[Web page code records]
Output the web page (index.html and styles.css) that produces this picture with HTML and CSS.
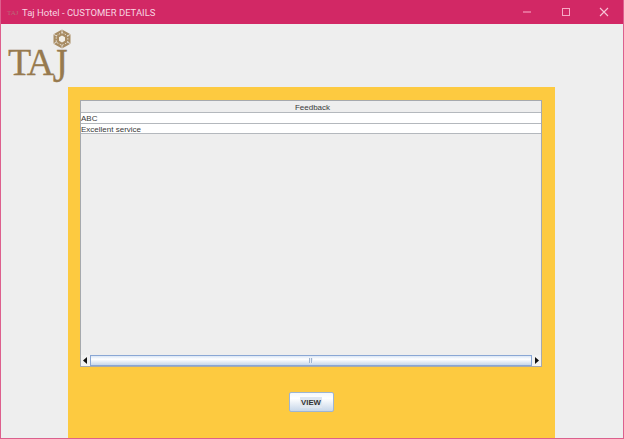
FILE: index.html
```html
<!DOCTYPE html>
<html lang="en">
<head>
<meta charset="utf-8">
<title>Taj Hotel - CUSTOMER DETAILS</title>
<link rel="stylesheet" href="styles.css">
</head>
<body>
<div class="window">
  <header class="titlebar">
    <div class="title-left">
      <span class="mini-logo">TAJ</span>
      <span class="title-text">Taj Hotel - CUSTOMER DETAILS</span>
    </div>
    <div class="controls">
      <svg class="ctl" width="38" height="24" viewBox="0 0 38 24"><path d="M14 12h8" stroke="#f59abb" stroke-width="1.200"/></svg>
      <svg class="ctl" width="38" height="24" viewBox="0 0 38 24"><rect x="15.500" y="8.500" width="7" height="7" fill="none" stroke="#f7a9c5" stroke-width="1"/></svg>
      <svg class="ctl" width="38" height="24" viewBox="0 0 38 24"><path d="M15 8l8 8M23 8l-8 8" stroke="#f7c3d6" stroke-width="1.100"/></svg>
    </div>
  </header>
  <main class="content">
    <div class="logo">
      <svg class="emblem" width="20" height="20" viewBox="0 0 20 20">
        <path d="M10 .5l8.500 4.700v9.600L10 19.500l-8.500-4.700V5.200z" fill="#a88c63"/>
        <path d="M10 3.500l5.800 3.200v6.600L10 16.500l-5.800-3.200V6.700z" fill="none" stroke="#e6dccb" stroke-width="1" stroke-dasharray="1.500 1.500"/>
        <path d="M10 6.500l3 1.700v3.600l-3 1.700-3-1.700V8.200z" fill="#f2eee6"/>
        <path d="M10 .5v4M1.500 5.200l3.500 2M18.500 5.200l-3.500 2M10 19.500v-4M1.500 14.800l3.500-2M18.500 14.800l-3.500-2" stroke="#eee" stroke-width=".8"/>
      </svg>
      <span class="logo-text">TA<span class="logo-j">J</span></span>
    </div>
    <section class="panel">
      <div class="table">
        <div class="thead">Feedback</div>
        <div class="row">ABC</div>
        <div class="row">Excellent service</div>
        <div class="viewport"></div>
        <div class="hscroll">
          <button class="arrow"><svg width="5" height="7" viewBox="0 0 5 7"><path d="M4 0v7L0 3.500z" fill="#111"/></svg></button>
          <div class="track"><span class="grip"></span></div>
          <button class="arrow"><svg width="5" height="7" viewBox="0 0 5 7"><path d="M1 0v7l4-3.500z" fill="#111"/></svg></button>
        </div>
      </div>
      <div class="actions"><button class="view"><span class="view-label">VIEW</span></button></div>
    </section>
  </main>
</div>
</body>
</html>
```
FILE: styles.css
```css
* { box-sizing: border-box; }
html, body { margin: 0; height: 100%; }
body { overflow: hidden; font-family: "Liberation Sans", Arial, sans-serif; }
.window {
  width: 624px; height: 439px;
  display: flex; flex-direction: column;
  border: 1px solid #dd5f8d; border-top: 0;
  background: #eeeeee;
  overflow: hidden;
}
.titlebar {
  height: 24px; flex: none;
  margin: 0 -1px;
  background: #d22865;
  display: flex; justify-content: space-between; align-items: center;
}
.title-left { display: flex; align-items: center; padding-left: 7px; gap: 3px; }
.mini-logo { font: 7px "Liberation Serif", serif; color: #b86a78; width: 12px; padding-top: 2px; }
.title-text { font: 9.500px Roboto, "Liberation Sans", sans-serif; color: #f7d5e1; }
.controls { display: flex; margin-right: 1px; }
.ctl { display: block; }
.content { flex: 1; display: flex; flex-direction: column; min-height: 0; }
.logo { height: 63px; flex: none; padding: 5px 0 0 7px; display: flex; flex-direction: column; align-items: flex-start; }
.emblem { margin-left: 44px; display: block; }
.logo-text {
  font: 38px/30px "Liberation Serif", serif;
  color: #977a4e; letter-spacing: -1.500px;
  -webkit-text-stroke: .3px #977a4e;
  margin-top: -2px;
}
.logo-j { display: inline-block; transform: scaleY(1.25); transform-origin: top; }
.panel {
  flex: 1; margin: 0 68px 0 67px;
  background: #fdca40;
  padding: 13px 13px 0 12px;
  display: flex; flex-direction: column;
}
.table {
  height: 267px; flex: none;
  background: #eeeeee;
  border: 1px solid #a6a9ad;
  display: flex; flex-direction: column;
  font-size: 8px; color: #3a3a3a;
}
.thead { height: 12px; flex: none; text-align: center; line-height: 14px; padding-left: 3px; background: #eeeeee; border-bottom: 1px solid #b4b8bd; }
.row { height: 10.500px; flex: none; background: #fff; line-height: 11px; border-bottom: 1px solid #b4b8bd; }
.viewport { flex: 1; }
.hscroll { height: 11px; flex: none; display: flex; background: #eee; }
.arrow { width: 9px; padding: 0; border: 0; background: #f2f2f2; display: flex; align-items: center; justify-content: center; }
.track {
  flex: 1; display: flex; align-items: center; justify-content: center;
  border: 1px solid #8aa7d4;
  background: linear-gradient(#dbe6f5, #ffffff 35%, #c8d8ec);
}
.grip { width: 4px; height: 5px; background: repeating-linear-gradient(90deg, #9fb4d2 0 1px, #e8eef7 1px 2px); }
.actions { flex: 1; display: flex; justify-content: center; align-items: flex-start; padding: 25px 0 0 0; }
.view {
  width: 45px; height: 20px; padding: 0;
  border: 1px solid #9db5d3; border-radius: 2px;
  background: linear-gradient(#f4f7fb, #ffffff 30%, #c6d6e9);
  font: bold 7.800px "Liberation Sans", Arial, sans-serif; color: #333;
  display: flex; align-items: center; justify-content: center;
}
.view-label { background: #dfe6ef; padding: 1px; line-height: 9px; }
```
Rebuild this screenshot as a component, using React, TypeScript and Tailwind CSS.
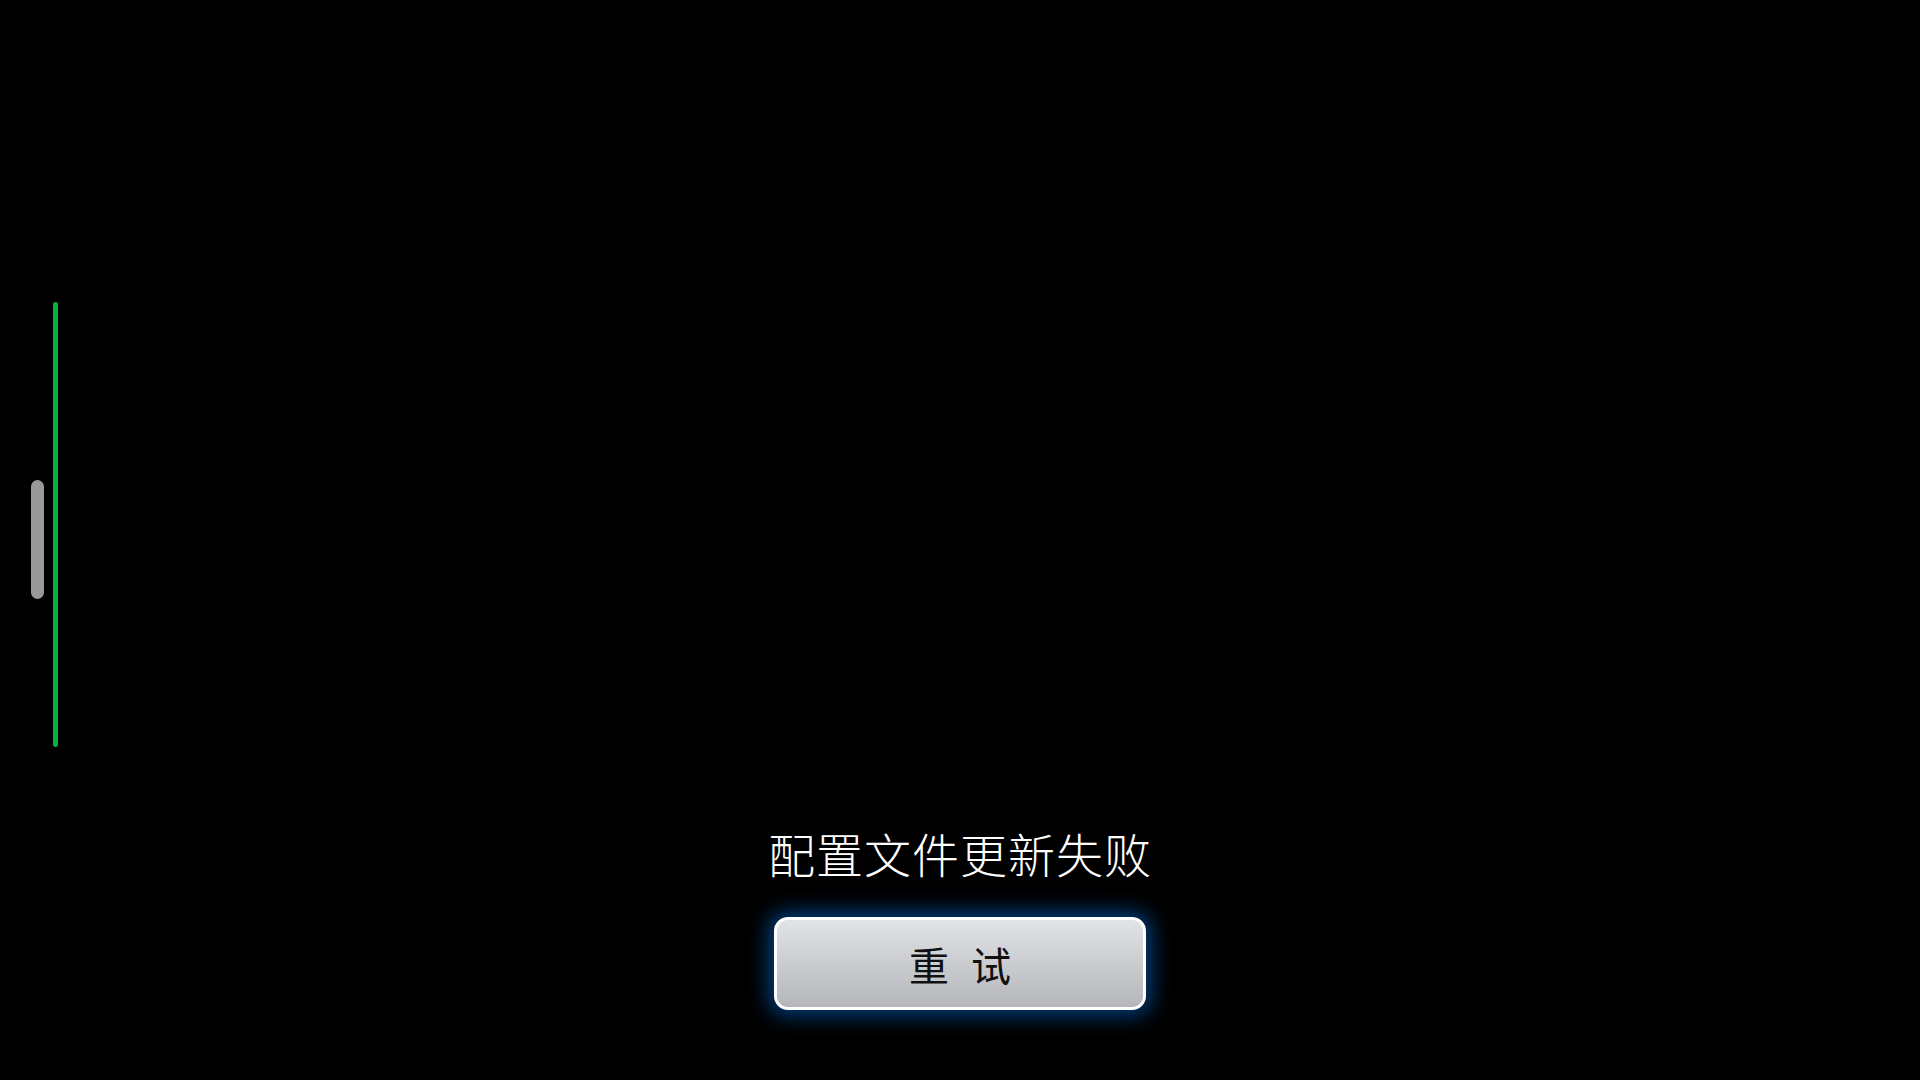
import React from "react";

export default function App() {
  return (
    <div
      className="relative w-[1920px] h-[1080px] bg-black overflow-hidden flex flex-col items-center justify-end pb-[70px]"
      style={{ fontFamily: '"Noto Sans CJK SC", "Noto Sans", sans-serif' }}
    >
      <div className="absolute left-[53px] top-[302px] w-[5px] h-[445px] rounded-full bg-[#00b33c]" />
      <div className="absolute left-[31px] top-[480px] w-[13px] h-[119px] rounded-full bg-[#999999]" />

      <div className="text-white text-[47px] leading-[56px] font-light tracking-[1px] mb-[36px]">
        配置文件更新失败
      </div>
      <button className="w-[372px] h-[93px] rounded-[14px] border-[3px] border-white bg-gradient-to-b from-[#e2e3e7] to-[#b5b6ba] shadow-[0_0_20px_6px_rgba(0,100,200,0.6)] flex items-center justify-center text-[#111] text-[40px] leading-none">
        <span className="mr-[22px]">重</span>
        <span>试</span>
      </button>
    </div>
  );
}
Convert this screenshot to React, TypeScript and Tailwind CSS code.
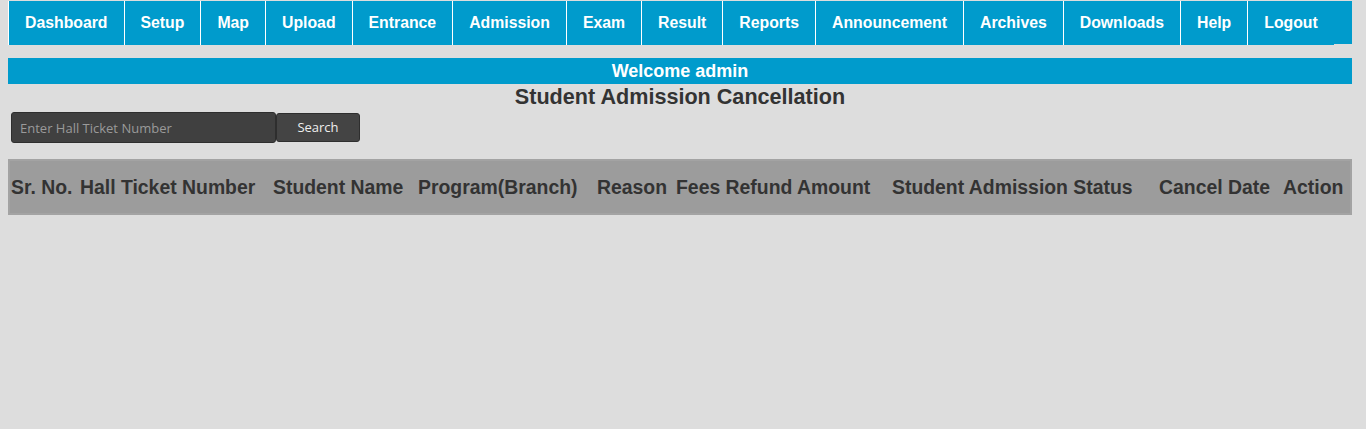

## Directions:
Skip the pictures, then retype every line above exactly.

## Task response:
Output the web page (index.html and styles.css) that produces this picture with HTML and CSS.
FILE: index.html
```html
<!DOCTYPE html>
<html lang="en">
<head>
<meta charset="utf-8">
<title>Taj Hotel - CUSTOMER DETAILS</title>
<link rel="stylesheet" href="styles.css">
</head>
<body>
<div class="window">
  <header class="titlebar">
    <div class="title-left">
      <span class="mini-logo">TAJ</span>
      <span class="title-text">Taj Hotel - CUSTOMER DETAILS</span>
    </div>
    <div class="controls">
      <svg class="ctl" width="38" height="24" viewBox="0 0 38 24"><path d="M14 12h8" stroke="#f59abb" stroke-width="1.200"/></svg>
      <svg class="ctl" width="38" height="24" viewBox="0 0 38 24"><rect x="15.500" y="8.500" width="7" height="7" fill="none" stroke="#f7a9c5" stroke-width="1"/></svg>
      <svg class="ctl" width="38" height="24" viewBox="0 0 38 24"><path d="M15 8l8 8M23 8l-8 8" stroke="#f7c3d6" stroke-width="1.100"/></svg>
    </div>
  </header>
  <main class="content">
    <div class="logo">
      <svg class="emblem" width="20" height="20" viewBox="0 0 20 20">
        <path d="M10 .5l8.500 4.700v9.600L10 19.500l-8.500-4.700V5.200z" fill="#a88c63"/>
        <path d="M10 3.500l5.800 3.200v6.600L10 16.500l-5.800-3.200V6.700z" fill="none" stroke="#e6dccb" stroke-width="1" stroke-dasharray="1.500 1.500"/>
        <path d="M10 6.500l3 1.700v3.600l-3 1.700-3-1.700V8.200z" fill="#f2eee6"/>
        <path d="M10 .5v4M1.500 5.200l3.500 2M18.500 5.200l-3.500 2M10 19.500v-4M1.500 14.800l3.500-2M18.500 14.800l-3.500-2" stroke="#eee" stroke-width=".8"/>
      </svg>
      <span class="logo-text">TA<span class="logo-j">J</span></span>
    </div>
    <section class="panel">
      <div class="table">
        <div class="thead">Feedback</div>
        <div class="row">ABC</div>
        <div class="row">Excellent service</div>
        <div class="viewport"></div>
        <div class="hscroll">
          <button class="arrow"><svg width="5" height="7" viewBox="0 0 5 7"><path d="M4 0v7L0 3.500z" fill="#111"/></svg></button>
          <div class="track"><span class="grip"></span></div>
          <button class="arrow"><svg width="5" height="7" viewBox="0 0 5 7"><path d="M1 0v7l4-3.500z" fill="#111"/></svg></button>
        </div>
      </div>
      <div class="actions"><button class="view"><span class="view-label">VIEW</span></button></div>
    </section>
  </main>
</div>
</body>
</html>
```
FILE: styles.css
```css
* { box-sizing: border-box; }
html, body { margin: 0; height: 100%; }
body { overflow: hidden; font-family: "Liberation Sans", Arial, sans-serif; }
.window {
  width: 624px; height: 439px;
  display: flex; flex-direction: column;
  border: 1px solid #dd5f8d; border-top: 0;
  background: #eeeeee;
  overflow: hidden;
}
.titlebar {
  height: 24px; flex: none;
  margin: 0 -1px;
  background: #d22865;
  display: flex; justify-content: space-between; align-items: center;
}
.title-left { display: flex; align-items: center; padding-left: 7px; gap: 3px; }
.mini-logo { font: 7px "Liberation Serif", serif; color: #b86a78; width: 12px; padding-top: 2px; }
.title-text { font: 9.500px Roboto, "Liberation Sans", sans-serif; color: #f7d5e1; }
.controls { display: flex; margin-right: 1px; }
.ctl { display: block; }
.content { flex: 1; display: flex; flex-direction: column; min-height: 0; }
.logo { height: 63px; flex: none; padding: 5px 0 0 7px; display: flex; flex-direction: column; align-items: flex-start; }
.emblem { margin-left: 44px; display: block; }
.logo-text {
  font: 38px/30px "Liberation Serif", serif;
  color: #977a4e; letter-spacing: -1.500px;
  -webkit-text-stroke: .3px #977a4e;
  margin-top: -2px;
}
.logo-j { display: inline-block; transform: scaleY(1.25); transform-origin: top; }
.panel {
  flex: 1; margin: 0 68px 0 67px;
  background: #fdca40;
  padding: 13px 13px 0 12px;
  display: flex; flex-direction: column;
}
.table {
  height: 267px; flex: none;
  background: #eeeeee;
  border: 1px solid #a6a9ad;
  display: flex; flex-direction: column;
  font-size: 8px; color: #3a3a3a;
}
.thead { height: 12px; flex: none; text-align: center; line-height: 14px; padding-left: 3px; background: #eeeeee; border-bottom: 1px solid #b4b8bd; }
.row { height: 10.500px; flex: none; background: #fff; line-height: 11px; border-bottom: 1px solid #b4b8bd; }
.viewport { flex: 1; }
.hscroll { height: 11px; flex: none; display: flex; background: #eee; }
.arrow { width: 9px; padding: 0; border: 0; background: #f2f2f2; display: flex; align-items: center; justify-content: center; }
.track {
  flex: 1; display: flex; align-items: center; justify-content: center;
  border: 1px solid #8aa7d4;
  background: linear-gradient(#dbe6f5, #ffffff 35%, #c8d8ec);
}
.grip { width: 4px; height: 5px; background: repeating-linear-gradient(90deg, #9fb4d2 0 1px, #e8eef7 1px 2px); }
.actions { flex: 1; display: flex; justify-content: center; align-items: flex-start; padding: 25px 0 0 0; }
.view {
  width: 45px; height: 20px; padding: 0;
  border: 1px solid #9db5d3; border-radius: 2px;
  background: linear-gradient(#f4f7fb, #ffffff 30%, #c6d6e9);
  font: bold 7.800px "Liberation Sans", Arial, sans-serif; color: #333;
  display: flex; align-items: center; justify-content: center;
}
.view-label { background: #dfe6ef; padding: 1px; line-height: 9px; }
```
Rebuild this screenshot as a component, using React, TypeScript and Tailwind CSS.
import React from "react";

export default function App() {
  return (
    <div
      className="relative w-[1920px] h-[1080px] bg-black overflow-hidden flex flex-col items-center justify-end pb-[70px]"
      style={{ fontFamily: '"Noto Sans CJK SC", "Noto Sans", sans-serif' }}
    >
      <div className="absolute left-[53px] top-[302px] w-[5px] h-[445px] rounded-full bg-[#00b33c]" />
      <div className="absolute left-[31px] top-[480px] w-[13px] h-[119px] rounded-full bg-[#999999]" />

      <div className="text-white text-[47px] leading-[56px] font-light tracking-[1px] mb-[36px]">
        配置文件更新失败
      </div>
      <button className="w-[372px] h-[93px] rounded-[14px] border-[3px] border-white bg-gradient-to-b from-[#e2e3e7] to-[#b5b6ba] shadow-[0_0_20px_6px_rgba(0,100,200,0.6)] flex items-center justify-center text-[#111] text-[40px] leading-none">
        <span className="mr-[22px]">重</span>
        <span>试</span>
      </button>
    </div>
  );
}
Convert this screenshot to React, TypeScript and Tailwind CSS code.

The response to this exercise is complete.